━━ Material provided
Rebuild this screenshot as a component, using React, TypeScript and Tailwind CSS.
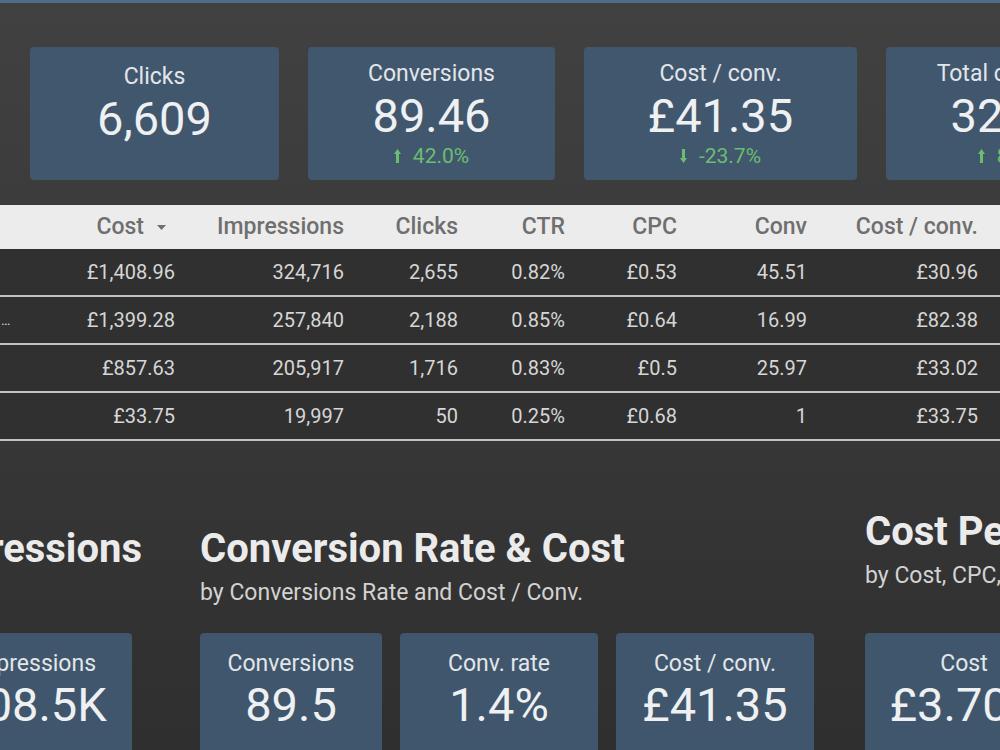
import React from 'react';

type Kpi = {
  label: string;
  value: string;
  change?: string;
  up?: boolean;
  width: string;
  pad: string;
};

const topKpis: Kpi[] = [
  { label: 'Clicks', value: '6,609', width: 'w-[249px]', pad: 'pt-[16px]' },
  { label: 'Conversions', value: '89.46', change: '42.0%', up: true, width: 'w-[247px]', pad: 'pt-[13px]' },
  { label: 'Cost / conv.', value: '£41.35', change: '-23.7%', up: false, width: 'w-[273px]', pad: 'pt-[13px]' },
  { label: 'Total conv. val', value: '32.45', change: '8.6%', up: true, width: 'w-[247px]', pad: 'pt-[13px]' },
];

const columns = ['', 'Cost', 'Impressions', 'Clicks', 'CTR', 'CPC', 'Conv', 'Cost / conv.'];

const rows = [
  ['', '£1,408.96', '324,716', '2,655', '0.82%', '£0.53', '45.51', '£30.96'],
  ['…', '£1,399.28', '257,840', '2,188', '0.85%', '£0.64', '16.99', '£82.38'],
  ['', '£857.63', '205,917', '1,716', '0.83%', '£0.5', '25.97', '£33.02'],
  ['', '£33.75', '19,997', '50', '0.25%', '£0.68', '1', '£33.75'],
];

const gridCols = 'grid grid-cols-[60px_115px_169px_114px_107px_112px_130px_171px_1fr]';

function Arrow({ up }: { up: boolean }) {
  return (
    <svg width="7" height="14" viewBox="0 0 7 14" className="fill-[#6cbd6f]">
      {up ? <path d="M3.5 0 L7 5 H5 V14 H2 V5 H0 Z" /> : <path d="M3.5 14 L7 9 H5 V0 H2 V9 H0 Z" />}
    </svg>
  );
}

function KpiCard({ kpi }: { kpi: Kpi }) {
  return (
    <div className={`${kpi.width} shrink-0 h-[133px] rounded-[4px] bg-[#41576e] ${kpi.pad} flex flex-col items-center`}>
      <div className="text-[23px] leading-[28px] text-[#e2e6ea] whitespace-nowrap">{kpi.label}</div>
      <div className="mt-[3px] text-[47px] leading-[50px] text-[#eef0f2] whitespace-nowrap">{kpi.value}</div>
      {kpi.change && (
        <div className="mt-[3px] flex items-center gap-[12px] text-[21px] leading-[24px] text-[#6cbd6f]">
          <Arrow up={!!kpi.up} />
          <span>{kpi.change}</span>
        </div>
      )}
    </div>
  );
}

function SmallCard({ label, value, width }: { label: string; value: string; width: string }) {
  return (
    <div className={`${width} shrink-0 h-[140px] rounded-[4px] bg-[#3f566c] pt-[17px] flex flex-col items-center`}>
      <div className="text-[23px] leading-[28px] text-[#e2e6ea] whitespace-nowrap">{label}</div>
      <div className="mt-[2px] text-[47px] leading-[50px] text-[#eef0f2] whitespace-nowrap">{value}</div>
    </div>
  );
}

function SectionTitle({ title, subtitle }: { title: string; subtitle?: string }) {
  return (
    <div>
      <div className="text-[40px] leading-[46px] font-bold text-[#ebebeb] whitespace-nowrap">{title}</div>
      <div className="mt-[7px] h-[28px] text-[23px] leading-[28px] text-[#d2d2d2] whitespace-nowrap">{subtitle}</div>
    </div>
  );
}

export default function App() {
  return (
    <div
      className="w-[1000px] h-[750px] overflow-hidden border-t-[3px] border-[#4f6d8a] bg-gradient-to-b from-[#414141] to-[#2f2f2f]"
      style={{ fontFamily: 'Roboto, "Noto Sans", sans-serif' }}
    >
      {/* scorecards */}
      <div className="flex gap-[29px] pl-[30px] pt-[44px]">
        {topKpis.map((k) => (
          <KpiCard key={k.label} kpi={k} />
        ))}
      </div>

      {/* campaign table */}
      <div className="mt-[25px]">
        <div className={`${gridCols} h-[44px] items-center bg-[#ececec] text-[23px] font-medium text-[#6f6f6f]`}>
          {columns.map((c, i) => (
            <div key={i} className="text-right whitespace-nowrap">
              {c === 'Cost' ? (
                <span className="inline-flex items-center gap-[13px] mr-[9px]">
                  Cost
                  <svg width="9" height="5" viewBox="0 0 9 5" className="fill-[#6f6f6f]">
                    <path d="M0 0 H9 L4.5 5 Z" />
                  </svg>
                </span>
              ) : (
                c
              )}
            </div>
          ))}
          <div />
        </div>
        {rows.map((r, ri) => (
          <div
            key={ri}
            className={`${gridCols} h-[48px] items-center bg-[#303030] border-b-2 border-[#c2c2c2] text-[20px] text-[#d6d6d6]`}
          >
            {r.map((v, ci) => (
              <div key={ci} className={ci === 0 ? 'text-left text-[14px] pl-[1px]' : 'text-right whitespace-nowrap'}>
                {v}
              </div>
            ))}
            <div />
          </div>
        ))}
      </div>

      {/* breakdown sections */}
      <div className="mt-[85px] flex">
        <div className="ml-[-118px] w-[260px] shrink-0 flex flex-col items-end">
          <SectionTitle title="Impressions" />
          <div className="mt-[26px] mr-[10px]">
            <SmallCard label="Impressions" value="308.5K" width="w-[198px]" />
          </div>
        </div>

        <div className="ml-[58px] w-[614px] shrink-0">
          <SectionTitle title="Conversion Rate & Cost" subtitle="by Conversions Rate and Cost / Conv." />
          <div className="mt-[26px] flex gap-[18px]">
            <SmallCard label="Conversions" value="89.5" width="w-[182px]" />
            <SmallCard label="Conv. rate" value="1.4%" width="w-[198px]" />
            <SmallCard label="Cost / conv." value="£41.35" width="w-[198px]" />
          </div>
        </div>

        <div className="ml-[51px] mt-[-17px] shrink-0">
          <SectionTitle title="Cost Per Click" subtitle="by Cost, CPC, and CTR" />
          <div className="mt-[43px] flex gap-[18px]">
            <SmallCard label="Cost" value="£3.70K" width="w-[198px]" />
          </div>
        </div>
      </div>
    </div>
  );
}
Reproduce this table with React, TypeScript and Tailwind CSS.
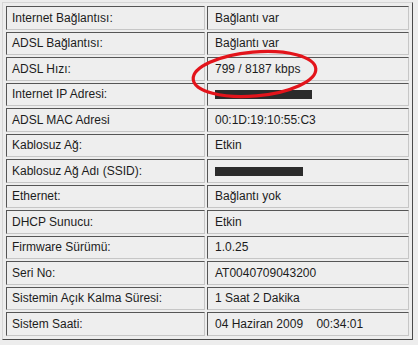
import React from 'react';

type Row = { label: string; value?: string; masked?: number };

const rows: Row[] = [
    { label: 'Internet Bağlantısı:', value: 'Bağlantı var' },
    { label: 'ADSL Bağlantısı:', value: 'Bağlantı var' },
    { label: 'ADSL Hızı:', value: '799 / 8187 kbps' },
    { label: 'Internet IP Adresi:', masked: 97 },
    { label: 'ADSL MAC Adresi', value: '00:1D:19:10:55:C3' },
    { label: 'Kablosuz Ağ:', value: 'Etkin' },
    { label: 'Kablosuz Ağ Adı (SSID):', masked: 88 },
    { label: 'Ethernet:', value: 'Bağlantı yok' },
    { label: 'DHCP Sunucu:', value: 'Etkin' },
    { label: 'Firmware Sürümü:', value: '1.0.25' },
    { label: 'Seri No:', value: 'AT0040709043200' },
    { label: 'Sistemin Açık Kalma Süresi:', value: '1 Saat 2 Dakika' },
    { label: 'Sistem Saati:', value: '04 Haziran 2009\u00a0\u00a0\u00a0\u00a000:34:01' },
];

const cell =
    'h-[23.5px] border border-t-[#555555] border-l-[#555555] border-r-[#c6c6c6] border-b-[#c6c6c6] bg-[#eeeeee] align-middle leading-none';

export default function App(): JSX.Element {
    return (
        <div className="relative min-h-screen bg-[#ededed] pl-[2px] pt-[2px] font-['Liberation_Sans',Arial,sans-serif] text-[12px] text-[#1c1c1c]">
            <table className="w-[411px] table-fixed border-separate border-spacing-[2px] border border-t-[#d6d6d6] border-l-[#d6d6d6] border-r-[#4a4a4a] border-b-[#4a4a4a] p-[1px]">
                <tbody>
                    {rows.map((r) => (
                        <tr key={r.label}>
                            <td className={`${cell} w-[199px] pl-[5px]`}>{r.label}</td>
                            <td className={`${cell} pl-[7px]`}>
                                {r.masked ? (
                                    <div className="mt-[1px] h-[9px] bg-[#2b2b2b]" style={{ width: r.masked }} />
                                ) : (
                                    r.value
                                )}
                            </td>
                        </tr>
                    ))}
                </tbody>
            </table>

            {/* red marker ring round the line speed */}
            <svg className="pointer-events-none absolute left-0 top-0" width="418" height="345">
                <ellipse
                    cx="254.5"
                    cy="74"
                    rx="61.5"
                    ry="22"
                    transform="rotate(-5 254.5 74)"
                    fill="none"
                    stroke="#e3141b"
                    strokeWidth="3.2"
                />
            </svg>
        </div>
    );
}
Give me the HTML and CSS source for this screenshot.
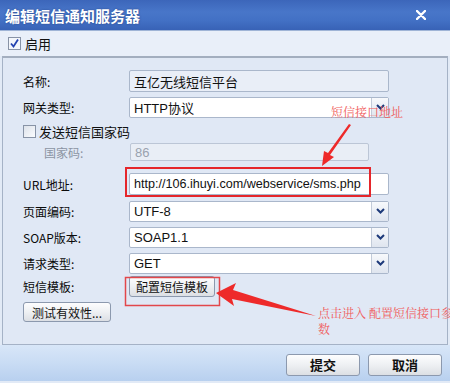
FILE: index.html
```html
<!DOCTYPE html>
<html lang="zh-CN">
<head>
    <meta charset="UTF-8">
    <title>编辑短信通知服务器</title>
    <link rel="stylesheet" href="styles.css">
</head>
<body>
    <div class="window">
        <div class="titlebar">
            <span class="title">编辑短信通知服务器</span>
            <svg class="close" width="10" height="10" viewBox="0 0 10 10">
                <path d="M1 1 L9 9 M9 1 L1 9" stroke="#fff" stroke-width="2.4" stroke-linecap="round"/>
            </svg>
        </div>

        <div class="enable-row">
            <span class="check checked">
                <svg width="11" height="11" viewBox="0 0 11 11"><path d="M2 5.5 L4.5 8.5 L9 1.5" fill="none" stroke="#2342b0" stroke-width="1.8"/></svg>
            </span>
            <span>启用</span>
        </div>

        <div class="panel">
            <div class="row first">
                <label>名称:</label>
                <div class="field readonly">互亿无线短信平台</div>
            </div>
            <div class="row">
                <label>网关类型:</label>
                <div class="field select">HTTP协议<span class="drop"><svg width="9" height="6" viewBox="0 0 9 6"><path d="M1 1 L4.5 4.5 L8 1" fill="none" stroke="#1d3a7a" stroke-width="2"/></svg></span></div>
            </div>
            <div class="row check-row">
                <span class="check"></span>
                <span>发送短信国家码</span>
            </div>
            <div class="row sub-row">
                <label class="muted">国家码:</label>
                <div class="field disabled">86</div>
            </div>
            <div class="row url-row">
                <label>URL地址:</label>
                <div class="field url">http://106.ihuyi.com/webservice/sms.php</div>
            </div>
            <div class="row">
                <label>页面编码:</label>
                <div class="field select">UTF-8<span class="drop"><svg width="9" height="6" viewBox="0 0 9 6"><path d="M1 1 L4.5 4.5 L8 1" fill="none" stroke="#1d3a7a" stroke-width="2"/></svg></span></div>
            </div>
            <div class="row">
                <label>SOAP版本:</label>
                <div class="field select">SOAP1.1<span class="drop"><svg width="9" height="6" viewBox="0 0 9 6"><path d="M1 1 L4.5 4.5 L8 1" fill="none" stroke="#1d3a7a" stroke-width="2"/></svg></span></div>
            </div>
            <div class="row">
                <label>请求类型:</label>
                <div class="field select">GET<span class="drop"><svg width="9" height="6" viewBox="0 0 9 6"><path d="M1 1 L4.5 4.5 L8 1" fill="none" stroke="#1d3a7a" stroke-width="2"/></svg></span></div>
            </div>
            <div class="row tpl-row">
                <label>短信模板:</label>
                <button class="btn">配置短信模板</button>
            </div>
            <div class="row test-row">
                <button class="btn">测试有效性...</button>
            </div>
        </div>

        <div class="footer">
            <button class="btn wide">提交</button>
            <button class="btn wide">取消</button>
        </div>

        <!-- 标注层 -->
        <svg class="marks" width="450" height="383" viewBox="0 0 450 383">
            <rect x="126" y="168" width="244" height="28" fill="none" stroke="#e5262b" stroke-width="2"/>
            <rect x="125.5" y="277.5" width="94" height="28" fill="none" stroke="#e2474b" stroke-width="1.5"/>
            <polygon points="351,125 349,124 328,153 324,151 322,166 334,157 330,155" fill="#ee2a2a"/>
            <polygon points="216,293 236,283 233,290 316,316 232,299 234,306" fill="#ee2a2a"/>
        </svg>
        <div class="note note-url">短信接口地址</div>
        <div class="note note-tpl">点击进入 配置短信接口参<br>数</div>
    </div>
</body>
</html>
```

FILE: styles.css
```css
body {
    margin: 0;
    font-family: "Noto Sans CJK SC", "Liberation Sans", sans-serif;
    font-size: 12px;
    color: #111;
}
.window {
    position: relative;
    width: 450px;
    height: 383px;
    background: #e2eaf6;
    overflow: hidden;
}
.titlebar {
    height: 31px;
    display: flex;
    align-items: center;
    justify-content: space-between;
    padding: 0 24px 0 5px;
    box-sizing: border-box;
    background: linear-gradient(180deg, #3c66ba 0%, #4876c9 40%, #4270c4 70%, #3862b6 100%);
    border-bottom: 1px solid #9fb4d6;
}
.title {
    color: #fff;
    font-size: 15px;
    font-weight: bold;
    text-shadow: 0 0 2px rgba(20, 40, 100, 0.6);
}
.close {
    display: block;
}
.enable-row {
    height: 25px;
    display: flex;
    align-items: center;
    gap: 4px;
    padding-left: 8px;
    background: #e9eff9;
    font-size: 13px;
}
.check {
    width: 11px;
    height: 11px;
    border: 1px solid #8893a6;
    background: linear-gradient(135deg, #dde2ea, #fbfcfe);
    display: inline-flex;
    align-items: center;
    justify-content: center;
}
.check.checked {
    background: #f3f6fb;
}
.panel {
    margin: 0 2px;
    height: 289px;
    box-sizing: border-box;
    border: 1px solid #a5b2c6;
    border-top: 2px solid #a3aebf;
    padding: 12px 0 0 20px;
    background: #e0e8f5;
}
.row {
    display: flex;
    align-items: center;
    height: 22px;
    margin-bottom: 4px;
}
.row label {
    width: 106px;
    flex: none;
    color: #0a0a0a;
}
.field {
    position: relative;
    width: 260px;
    height: 22px;
    box-sizing: border-box;
    border: 1px solid #aab7cb;
    border-radius: 2px;
    background: #fff;
    padding: 0 4px;
    display: flex;
    align-items: center;
    font-size: 13px;
    font-family: "Liberation Sans", "Noto Sans CJK SC", sans-serif;
    color: #111;
}
.field.readonly {
    background: #e9eef7;
}
.field.select {
    height: 21px;
}
.field.url {
    font-size: 12.6px;
}
.drop {
    position: absolute;
    right: 0;
    top: 0;
    bottom: 0;
    width: 16px;
    border-left: 1px solid #c2cbd9;
    background: linear-gradient(180deg, #f7f9fc, #dfe5ef);
    display: flex;
    align-items: center;
    justify-content: center;
}
.check-row {
    height: 18px;
    gap: 3px;
    margin-bottom: 3px;
    font-size: 13px;
}
.sub-row {
    height: 18px;
    margin-bottom: 12px;
}
.sub-row label {
    width: 107px;
    padding-left: 21px;
    box-sizing: border-box;
}
.row label.muted {
    color: #8b94a3;
}
.field.disabled {
    width: 239px;
    height: 18px;
    background: #e9eef6;
    border-color: #bcc6d6;
    color: #9aa2ae;
}
.url-row {
    margin-bottom: 5px;
}
.tpl-row {
    height: 21px;
    margin-top: -2px;
    margin-bottom: 5px;
}
.test-row {
    height: 20px;
}
.btn {
    font-family: "Noto Sans CJK SC", sans-serif;
    font-size: 12px;
    color: #111;
    height: 21px;
    padding: 0 6px;
    border: 1px solid #8c99ae;
    border-radius: 3px;
    background: linear-gradient(180deg, #fdfdfe 0%, #eef0f3 50%, #dcdfe4 100%);
    display: flex;
    align-items: center;
    justify-content: center;
}
.test-row .btn {
    width: 88px;
    height: 20px;
}
.footer {
    height: 36px;
    display: flex;
    justify-content: flex-end;
    align-items: center;
    gap: 8px;
    padding: 3px 8px 0 0;
    box-sizing: border-box;
    background: linear-gradient(180deg, #d8e6f8 0%, #c9dcf4 50%, #b8d0ef 100%);
}
.btn.wide {
    width: 74px;
    height: 22px;
    font-size: 13px;
    font-weight: bold;
}
.marks {
    position: absolute;
    left: 0;
    top: 0;
    pointer-events: none;
}
.note {
    position: absolute;
    color: #f05a5a;
    font-family: "Noto Serif CJK SC", "Noto Sans CJK SC", serif;
    font-size: 12px;
    line-height: 16px;
    white-space: nowrap;
}
.note-url {
    left: 331px;
    top: 104px;
}
.note-tpl {
    left: 318px;
    top: 305px;
}
```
━━━━
Work to be completed =>
Look through the records and gather every line containing "TypeScript".

Exercise solution =>
Rebuild this screenshot as a component, using React, TypeScript and Tailwind CSS.
Reproduce this table with React, TypeScript and Tailwind CSS.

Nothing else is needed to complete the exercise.